These moments when we have no choice other than to think or day dream, what do you think about? I used to think about problems, all the jobs I needed to do, what was worrying me, pouring over decisions trying to decide if I have done the right thing. Nowadays I still occasionally let the negative in however I have started to cherish these moments a little more and spend some time on me.
I have always been a doodler, at school I would decorate my books and those of my friends with pretty patterns and copies of designer logos, I doodled whenever I could and it helped me to be calm and to feel like I was really good at something.
When I recently started going into school as a youth mentor I bought a new notebook, mostly for jotting down my dates that I come and any ideas of activities or things to do that might assist my mentee. In November last year I turned towards the back of the book and started a doodle, just like the ones I had done at school and I spent the couple of minutes waiting for each mentee to arrive doing nothing other than doodling. Now in May I look at my doodle and realise that those few precious moments have been my own form of mindfulness. No negative thoughts, no worries, just black lines on a page.
What do you do? Might be a time to give yourself a break, think about your holiday, think about the next fun thing you have to look forward to, even the lovely glass of wine or hot choc you will have this evening when you get home.
It’s amazing how a couple of days can give you some perspective, Monday I felt useless and ill, Tuesday I dragged myself to work still not better but with the thought of a huge ‘to do’ list spurring me on, Wednesday a day off, boys at school, husband on a golf break so a day of sorting and organising the many many piles of paperwork in the drawers we ‘file’ stuff in and then a mooch around the many charity shops Whitstable has to offer.
I have come home again boys in tow but with a clearer mind, a sense of purpose and a feeling of achievement. A very wise friend of mine said to me on Tuesday that I need to stop putting myself down, I questioned it and thought… But I’m positive, I can weigh things up and I’m always trying to empower others, then I read my post from Monday and thought….. Ah.
Something I accepted sometime ago was that we have good days and bad days, sometimes it’s sunny, sometimes it rains and I have become very good at giving situations and circumstances a perspective however it appears I am not as good as I thought, so in the words of the ever wise Albus Dumbledore I leave you ‘happiness can be found in even the darkest of times if one only remembers to turn on the light’.

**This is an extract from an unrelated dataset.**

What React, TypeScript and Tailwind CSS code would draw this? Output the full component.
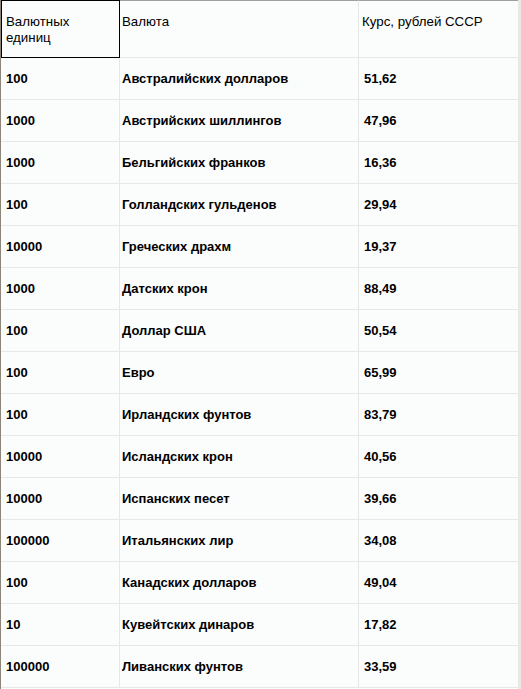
import React from "react";

const rows: [string, string, string][] = [
  ["100", "Австралийских долларов", "51,62"],
  ["1000", "Австрийских шиллингов", "47,96"],
  ["1000", "Бельгийских франков", "16,36"],
  ["100", "Голландских гульденов", "29,94"],
  ["10000", "Греческих драхм", "19,37"],
  ["1000", "Датских крон", "88,49"],
  ["100", "Доллар США", "50,54"],
  ["100", "Евро", "65,99"],
  ["100", "Ирландских фунтов", "83,79"],
  ["10000", "Исландских крон", "40,56"],
  ["10000", "Испанских песет", "39,66"],
  ["100000", "Итальянских лир", "34,08"],
  ["100", "Канадских долларов", "49,04"],
  ["10", "Кувейтских динаров", "17,82"],
  ["100000", "Ливанских фунтов", "33,59"],
];

export default function App() {
  return (
    <div className="flex w-[521px] h-[689px] overflow-hidden bg-[#fbfcfc] text-[13px] text-black font-['Liberation_Sans',Arial,sans-serif]">
      <div className="w-px shrink-0 bg-[#8c857a]" />
      <div className="flex flex-col w-[517px] shrink-0">
        <div className="flex h-[58px] shrink-0">
          <div className="w-[119px] shrink-0 border border-black pl-[4px] pt-[13px] leading-[16px] text-[13.3px]">
            <div className="w-[90px]">Валютных единиц</div>
          </div>
          <div className="w-[239px] shrink-0 border-t border-t-[#a0a0a0] border-r border-r-[#e6e6e6] border-b border-b-[#e8e8e8] pl-[2px] pt-[13px] leading-[16px] text-[13.3px]">
            Валюта
          </div>
          <div className="flex-1 border-t border-t-[#a0a0a0] border-b border-b-[#e8e8e8] pl-[3px] pt-[13px] leading-[16px] text-[13.3px]">
            Курс, рублей СССР
          </div>
        </div>
        {rows.map(([n, name, rate], i) => (
          <div key={i} className="flex h-[42px] shrink-0 border-b border-[#e8e8e8] font-bold">
            <div className="w-[119px] shrink-0 border-r border-[#e6e6e6] pl-[5px] flex items-center">{n}</div>
            <div className="w-[239px] shrink-0 border-r border-[#e6e6e6] pl-[2px] flex items-center">{name}</div>
            <div className="flex-1 pl-[5px] flex items-center">{rate}</div>
          </div>
        ))}
      </div>
      <div className="w-[3px] shrink-0 bg-[#ebe7e1]" />
    </div>
  );
}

Morning all, how are we? Well it’s Monday and I should be back at work this morning however I’m waiting to see the doctor.
I won’t bore you with the details but needless to say ongoing ‘women’s issues’ have kept me at home again. I’m starting to feel like a broken record but I genuinely felt like the worlds worst mother and the least strong I have felt for sometime this weekend.
I am raising boys, boys who love to run around like loons, live life at 500 mph and who I want to grow up with a strong mum who looks after them and imparts on them respect for women. So you can imagine how I feel when yesterday I spent all day on the sofa under a blanket feeling like I had the energy of an abandoned banana skin and saying things like ‘I’m sorry darling, mummy isn’t feeling very well’, sure we all get ill but I feel like a pathetic mess.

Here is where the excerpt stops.